“Yo tengo un nuevo lema –le dice Mirtha Legrand–: vivir y dejar vivir”. Sandro se acerca el cigarrillo a los labios y la mira de costado. Abre los ojos profundos y gitanos. “¿A veces sabés qué es más importante? –inquiere en la mesa– Vivir y dejar morir”. Es agosto de 1976. Sandro, en estado de gracia, sigue: “De repente, ¿quién es capaz de morir a tiempo? ¿Quién es capaz de saber que se le murieron cosas adentro y quién es capaz de arrastrar muertos?”. Diego Maradona debutaría el 20 de octubre de 1976 en Argentinos Juniors. El nacimiento de la estrella. En el último tiempo, a Diego se le murieron cosas adentro, no solo Chitoro y Doña Tota, sus padres. Y en cualquier parte del mundo siempre le fue complicado “arrastrar” ser Maradona. El amor, que esquiva ser discutido, también es “dejar morir”, como dice Sandro. A Maradona, sabemos, le hicimos la vida imposible, no le permitimos “dejar vivir”.

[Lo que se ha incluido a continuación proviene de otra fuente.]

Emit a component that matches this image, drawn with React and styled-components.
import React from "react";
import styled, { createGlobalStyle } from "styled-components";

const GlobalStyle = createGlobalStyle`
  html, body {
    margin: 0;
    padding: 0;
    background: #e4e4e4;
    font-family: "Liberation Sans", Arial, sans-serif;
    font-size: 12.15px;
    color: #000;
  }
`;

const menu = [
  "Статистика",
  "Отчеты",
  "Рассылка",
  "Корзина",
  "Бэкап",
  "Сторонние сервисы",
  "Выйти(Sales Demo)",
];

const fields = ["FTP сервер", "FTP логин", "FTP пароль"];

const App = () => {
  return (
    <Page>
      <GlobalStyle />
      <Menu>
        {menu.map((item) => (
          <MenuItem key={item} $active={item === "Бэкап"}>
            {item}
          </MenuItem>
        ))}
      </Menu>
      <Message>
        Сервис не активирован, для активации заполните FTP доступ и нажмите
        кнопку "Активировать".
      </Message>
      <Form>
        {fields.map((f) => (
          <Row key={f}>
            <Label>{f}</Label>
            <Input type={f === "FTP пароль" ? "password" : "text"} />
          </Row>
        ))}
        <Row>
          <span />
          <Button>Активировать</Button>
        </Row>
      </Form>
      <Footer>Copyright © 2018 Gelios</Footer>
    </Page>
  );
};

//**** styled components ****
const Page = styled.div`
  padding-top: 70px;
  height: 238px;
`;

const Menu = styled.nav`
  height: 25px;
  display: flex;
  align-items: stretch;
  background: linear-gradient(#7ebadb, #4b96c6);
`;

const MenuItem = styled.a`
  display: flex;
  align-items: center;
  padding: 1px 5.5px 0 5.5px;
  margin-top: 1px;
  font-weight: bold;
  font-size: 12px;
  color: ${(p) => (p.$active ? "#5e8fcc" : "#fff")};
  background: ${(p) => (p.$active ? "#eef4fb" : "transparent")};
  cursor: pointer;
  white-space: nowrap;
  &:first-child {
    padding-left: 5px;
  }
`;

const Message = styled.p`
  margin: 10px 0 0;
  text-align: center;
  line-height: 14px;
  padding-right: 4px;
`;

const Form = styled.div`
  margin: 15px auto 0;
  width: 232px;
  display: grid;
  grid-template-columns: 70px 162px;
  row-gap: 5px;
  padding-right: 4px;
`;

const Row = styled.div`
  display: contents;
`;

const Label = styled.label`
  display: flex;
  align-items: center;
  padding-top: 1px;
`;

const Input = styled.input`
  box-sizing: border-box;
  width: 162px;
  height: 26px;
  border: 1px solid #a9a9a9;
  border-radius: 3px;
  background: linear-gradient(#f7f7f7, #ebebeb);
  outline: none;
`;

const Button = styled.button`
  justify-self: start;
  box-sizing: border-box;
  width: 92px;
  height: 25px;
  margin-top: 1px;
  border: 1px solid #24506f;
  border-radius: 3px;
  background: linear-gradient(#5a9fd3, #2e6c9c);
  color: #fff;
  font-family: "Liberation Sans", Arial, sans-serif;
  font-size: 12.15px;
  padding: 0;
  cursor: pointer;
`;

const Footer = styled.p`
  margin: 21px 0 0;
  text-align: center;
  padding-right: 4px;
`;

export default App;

Miércoles 25 de noviembre de 2020. Un mensaje de WhatsApp, 13:09: “Murió”. Otro, 13:13: “Murió”. Es el día que nadie creía posible. Pero que imaginábamos. Los maradoneanos sentimos que se nos murió un padre, un hermano, un hijo. Recibimos una parva de mensajes: “¿Estás bien?”. Por Diego, lloré con mi viejo cuando me llevó de chico por primera vez a La Bombonera y él, Maradona, asomó la cabeza de león por el palco. Por Diego, nos peleamos: una profesora (anti)democrática de Derecho y Ciudadanía (¿no es que sólo Maradona tiene contradicciones?) me sacó del aula en tercer año de la secundaria. Por Diego, hicimos, pocas veces, silencio, acaso cuando divisamos que dentro del sachet había una persona. “Diego sabía, en vida, que viviría después de la muerte y eso es demente y es inimaginable e incompatible con lo que entendemos como cotidiano”, apuntó en estos días la escritora Mariana Enriquez. “El hombre fue una víctima –agregó Jorge Valdano–. ¿De quién? De mí o de usted, por ejemplo, que seguramente en algún momento lo elogiamos sin piedad”. Somos lo que hicimos con Diego Maradona.
Jueves 26 de noviembre de 2020, 18:24: su cuerpo pasa por la Autopista del Oeste, a la altura de Castelar. Lo siento cerca desde mi casa. Caen unas lágrimas. Un amigo, al mediodía, le tiró un beso por mí. Llorar. En China iluminan la torre de Tianjin con figuras de Maradona. En Siria, un artista pinta una estampa de Diego en lo que supo ser una casa antes de las bombas de la guerra. En Calcuta, hindúes le rezan a una estatua dorada del mito Maradona. En Villa Fiorito, el origen. En Napoli recuerdan una historia de 2019: dos pibes juegan a la pelota en una canchita improvisada en el patio de un centro social que había sido una cárcel, con un mural de Diego y el Che Guevara de fondo.
–¿Quién es ese? –le pregunta uno al otro.
–¡Es Diego!
–¡Ya sé! El otro.
–Ah, el tatuaje de Diego.
“Si perdés la sorpresa, perdés todo, loco”, nos tiraría Maradona, dándonos una palmada. A Diego no lo dejamos vivir. Tampoco, morir. Pero se murió. Nunca, sin embargo, morirá en el recuerdo. Como decía en el pecho una remera maradoneana de mi adolescencia: “Algún día, tus hijos, y los hijos de tus hijos, preguntarán por él”.